= WHAT YOU HAVE TO DO =
Each line of the listing must be transcribed exactly, except for the images, which should be excluded.
— begin DATASET CONTENT —
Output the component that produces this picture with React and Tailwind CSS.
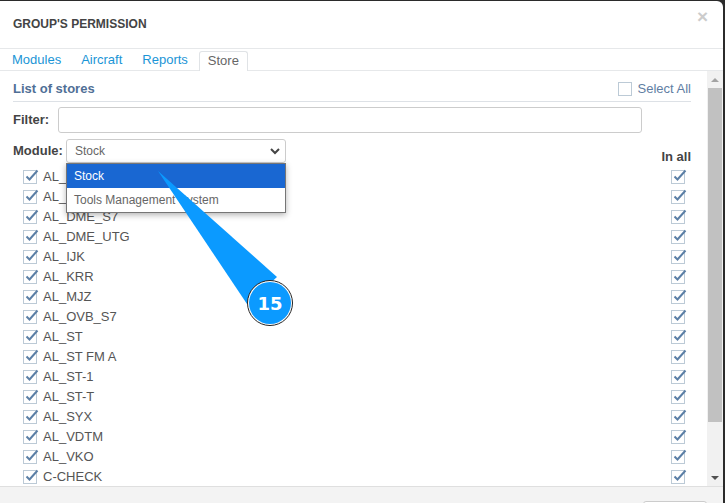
import React from 'react';

const stores = [
  'AL_AER', 'AL_DME', 'AL_DME_S7', 'AL_DME_UTG', 'AL_IJK', 'AL_KRR', 'AL_MJZ', 'AL_OVB_S7', 'AL_ST',
  'AL_ST FM A', 'AL_ST-1', 'AL_ST-T', 'AL_SYX', 'AL_VDTM', 'AL_VKO', 'C-CHECK',
];

function Check({ checked = true }) {
  return (
    <span className="relative block w-[14px] h-[14px] shrink-0 border border-[#bccad6] bg-white">
      {checked && (
        <svg className="absolute left-[1px] top-[-3px]" width="14" height="14" viewBox="0 0 14 14" fill="none">
          <path d="M1.5 8.5 L4.5 11.5 L12.5 2.5" stroke="#5b7fa6" strokeWidth="2" />
        </svg>
      )}
    </span>
  );
}

function Callout() {
  return (
    <div className="absolute left-[150px] top-[165px] w-[150px] h-[170px]">
      <svg className="absolute inset-0" width="150" height="170" viewBox="0 0 150 170">
        <path d="M8 6 L127 112 L97 139 Z" fill="#0b9aff" />
      </svg>
      <div className="absolute left-[97px] top-[115px] w-[46px] h-[46px] rounded-full bg-white border-[1.5px] border-[#222] p-[1px]">
        <div className="w-full h-full rounded-full bg-[#0b9aff] flex items-center justify-center text-white font-bold text-[18px] font-['DejaVu_Sans',sans-serif]">
          15
        </div>
      </div>
    </div>
  );
}

export default function App() {
  return (
    <div className="relative w-[725px] h-[503px] overflow-hidden bg-[#2b2b2b] font-['Liberation_Sans',sans-serif] text-[13px] text-[#444]">
      <div className="w-[723px] h-[502px] mt-[1px] bg-white rounded-tr-[6px] flex flex-col overflow-hidden">
        <div className="h-[47px] shrink-0 flex items-center justify-between pl-[13px] pr-[15px] pb-[1px]">
          <span className="text-[12px] font-bold text-[#444]">GROUP'S PERMISSION</span>
          <span className="text-[19px] font-bold leading-none text-[#ccc] mb-[16px]">×</span>
        </div>

        <div className="h-[23px] shrink-0 border-t border-b border-[#e6e8ea] flex items-end pl-[12px]">
          <a className="text-[#1b95d6] mr-[20px] mb-[1px]">Modules</a>
          <a className="text-[#1b95d6] mr-[20px] mb-[1px]">Aircraft</a>
          <a className="text-[#1b95d6] mr-[11px] mb-[1px]">Reports</a>
          <div className="h-[20px] w-[49px] mb-[-1px] pb-[2px] bg-white border border-b-0 border-[#e0e3e6] rounded-t-[3px] flex items-center justify-center text-[#666]">
            Store
          </div>
        </div>

        <div className="flex-1 min-h-0 flex">
          <div className="flex-1 min-w-0 overflow-hidden pl-[13px] pr-[16px]">
            <div className="h-[31px] flex items-center justify-between border-b border-[#dde1e6] pt-[5px]">
              <span className="font-bold text-[#4f6f96]">List of stores</span>
              <label className="flex items-center gap-[6px] text-[#5f7ea3]">
                <Check checked={false} />
                Select All
              </label>
            </div>

            <div className="flex items-center mt-[5px] h-[26px] pr-[49px]">
              <span className="w-[45px] font-bold">Filter:</span>
              <input className="flex-1 h-[26px] border border-[#ccc] rounded-[3px] bg-white" />
            </div>

            <div className="flex items-start justify-between mt-[6px] h-[28px]">
              <div className="flex items-center">
                <span className="w-[53px] font-bold">Module:</span>
                <div className="w-[220px] h-[24px] border border-[#ccc] rounded-[3px] flex items-center justify-between pl-[8px] pr-[3px] text-[12px] text-[#666]">
                  Stock
                  <svg width="14" height="14" viewBox="0 0 14 14" fill="none">
                    <path d="M3 5 L7 9 L11 5" stroke="#444" strokeWidth="2" />
                  </svg>
                </div>
              </div>
              <span className="font-bold mt-[8px]">In all</span>
            </div>

            <div className="flex flex-col">
              {stores.map((name) => (
                <div key={name} className="h-[20px] shrink-0 flex items-center justify-between pl-[10px] pr-[6px] text-[#555]">
                  <div className="flex items-center gap-[6px]">
                    <Check />
                    <span>{name}</span>
                  </div>
                  <Check />
                </div>
              ))}
            </div>
          </div>

          <div className="w-[16px] shrink-0 bg-[#f1f1f1] flex flex-col items-center">
            <div className="h-[17px] shrink-0 flex items-center justify-center">
              <span className="w-0 h-0 border-x-[4px] border-x-transparent border-b-[4px] border-b-[#a3a3a3]" />
            </div>
            <div className="w-[14px] h-[334px] shrink-0 bg-[#c1c1c1]" />
            <div className="flex-1" />
            <div className="h-[17px] shrink-0 flex items-center justify-center">
              <span className="w-0 h-0 border-x-[4px] border-x-transparent border-t-[4px] border-t-[#505050]" />
            </div>
          </div>
        </div>

        <div className="h-[17px] shrink-0 border-t border-[#dfdfdf] bg-[#f3f3f3] flex justify-end pr-[16px] pt-[14px]">
          <div className="w-[64px] h-[20px] shrink-0 bg-white border border-[#ccc] rounded-[3px]" />
        </div>
      </div>

      <div className="absolute left-[66px] top-[163px] w-[220px] h-[50px] bg-white border border-[#767676] shadow-[0_2px_6px_rgba(0,0,0,0.3)] text-[12px]">
        <div className="h-[24px] bg-[#1967d2] text-white flex items-center pl-[7px]">Stock</div>
        <div className="h-[24px] flex items-center pl-[7px] text-[#666]">Tools Management System</div>
      </div>

      <Callout />
    </div>
  );
}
— end DATASET CONTENT —
= RESULT FOR THIS EXERCISE =
Output the component that produces this picture with React and Tailwind CSS.
import React from 'react';

const stores = [
  'AL_AER', 'AL_DME', 'AL_DME_S7', 'AL_DME_UTG', 'AL_IJK', 'AL_KRR', 'AL_MJZ', 'AL_OVB_S7', 'AL_ST',
  'AL_ST FM A', 'AL_ST-1', 'AL_ST-T', 'AL_SYX', 'AL_VDTM', 'AL_VKO', 'C-CHECK',
];

function Check({ checked = true }) {
  return (
    <span className="relative block w-[14px] h-[14px] shrink-0 border border-[#bccad6] bg-white">
      {checked && (
        <svg className="absolute left-[1px] top-[-3px]" width="14" height="14" viewBox="0 0 14 14" fill="none">
          <path d="M1.5 8.5 L4.5 11.5 L12.5 2.5" stroke="#5b7fa6" strokeWidth="2" />
        </svg>
      )}
    </span>
  );
}

function Callout() {
  return (
    <div className="absolute left-[150px] top-[165px] w-[150px] h-[170px]">
      <svg className="absolute inset-0" width="150" height="170" viewBox="0 0 150 170">
        <path d="M8 6 L127 112 L97 139 Z" fill="#0b9aff" />
      </svg>
      <div className="absolute left-[97px] top-[115px] w-[46px] h-[46px] rounded-full bg-white border-[1.5px] border-[#222] p-[1px]">
        <div className="w-full h-full rounded-full bg-[#0b9aff] flex items-center justify-center text-white font-bold text-[18px] font-['DejaVu_Sans',sans-serif]">
          15
        </div>
      </div>
    </div>
  );
}

export default function App() {
  return (
    <div className="relative w-[725px] h-[503px] overflow-hidden bg-[#2b2b2b] font-['Liberation_Sans',sans-serif] text-[13px] text-[#444]">
      <div className="w-[723px] h-[502px] mt-[1px] bg-white rounded-tr-[6px] flex flex-col overflow-hidden">
        <div className="h-[47px] shrink-0 flex items-center justify-between pl-[13px] pr-[15px] pb-[1px]">
          <span className="text-[12px] font-bold text-[#444]">GROUP'S PERMISSION</span>
          <span className="text-[19px] font-bold leading-none text-[#ccc] mb-[16px]">×</span>
        </div>

        <div className="h-[23px] shrink-0 border-t border-b border-[#e6e8ea] flex items-end pl-[12px]">
          <a className="text-[#1b95d6] mr-[20px] mb-[1px]">Modules</a>
          <a className="text-[#1b95d6] mr-[20px] mb-[1px]">Aircraft</a>
          <a className="text-[#1b95d6] mr-[11px] mb-[1px]">Reports</a>
          <div className="h-[20px] w-[49px] mb-[-1px] pb-[2px] bg-white border border-b-0 border-[#e0e3e6] rounded-t-[3px] flex items-center justify-center text-[#666]">
            Store
          </div>
        </div>

        <div className="flex-1 min-h-0 flex">
          <div className="flex-1 min-w-0 overflow-hidden pl-[13px] pr-[16px]">
            <div className="h-[31px] flex items-center justify-between border-b border-[#dde1e6] pt-[5px]">
              <span className="font-bold text-[#4f6f96]">List of stores</span>
              <label className="flex items-center gap-[6px] text-[#5f7ea3]">
                <Check checked={false} />
                Select All
              </label>
            </div>

            <div className="flex items-center mt-[5px] h-[26px] pr-[49px]">
              <span className="w-[45px] font-bold">Filter:</span>
              <input className="flex-1 h-[26px] border border-[#ccc] rounded-[3px] bg-white" />
            </div>

            <div className="flex items-start justify-between mt-[6px] h-[28px]">
              <div className="flex items-center">
                <span className="w-[53px] font-bold">Module:</span>
                <div className="w-[220px] h-[24px] border border-[#ccc] rounded-[3px] flex items-center justify-between pl-[8px] pr-[3px] text-[12px] text-[#666]">
                  Stock
                  <svg width="14" height="14" viewBox="0 0 14 14" fill="none">
                    <path d="M3 5 L7 9 L11 5" stroke="#444" strokeWidth="2" />
                  </svg>
                </div>
              </div>
              <span className="font-bold mt-[8px]">In all</span>
            </div>

            <div className="flex flex-col">
              {stores.map((name) => (
                <div key={name} className="h-[20px] shrink-0 flex items-center justify-between pl-[10px] pr-[6px] text-[#555]">
                  <div className="flex items-center gap-[6px]">
                    <Check />
                    <span>{name}</span>
                  </div>
                  <Check />
                </div>
              ))}
            </div>
          </div>

          <div className="w-[16px] shrink-0 bg-[#f1f1f1] flex flex-col items-center">
            <div className="h-[17px] shrink-0 flex items-center justify-center">
              <span className="w-0 h-0 border-x-[4px] border-x-transparent border-b-[4px] border-b-[#a3a3a3]" />
            </div>
            <div className="w-[14px] h-[334px] shrink-0 bg-[#c1c1c1]" />
            <div className="flex-1" />
            <div className="h-[17px] shrink-0 flex items-center justify-center">
              <span className="w-0 h-0 border-x-[4px] border-x-transparent border-t-[4px] border-t-[#505050]" />
            </div>
          </div>
        </div>

        <div className="h-[17px] shrink-0 border-t border-[#dfdfdf] bg-[#f3f3f3] flex justify-end pr-[16px] pt-[14px]">
          <div className="w-[64px] h-[20px] shrink-0 bg-white border border-[#ccc] rounded-[3px]" />
        </div>
      </div>

      <div className="absolute left-[66px] top-[163px] w-[220px] h-[50px] bg-white border border-[#767676] shadow-[0_2px_6px_rgba(0,0,0,0.3)] text-[12px]">
        <div className="h-[24px] bg-[#1967d2] text-white flex items-center pl-[7px]">Stock</div>
        <div className="h-[24px] flex items-center pl-[7px] text-[#666]">Tools Management System</div>
      </div>

      <Callout />
    </div>
  );
}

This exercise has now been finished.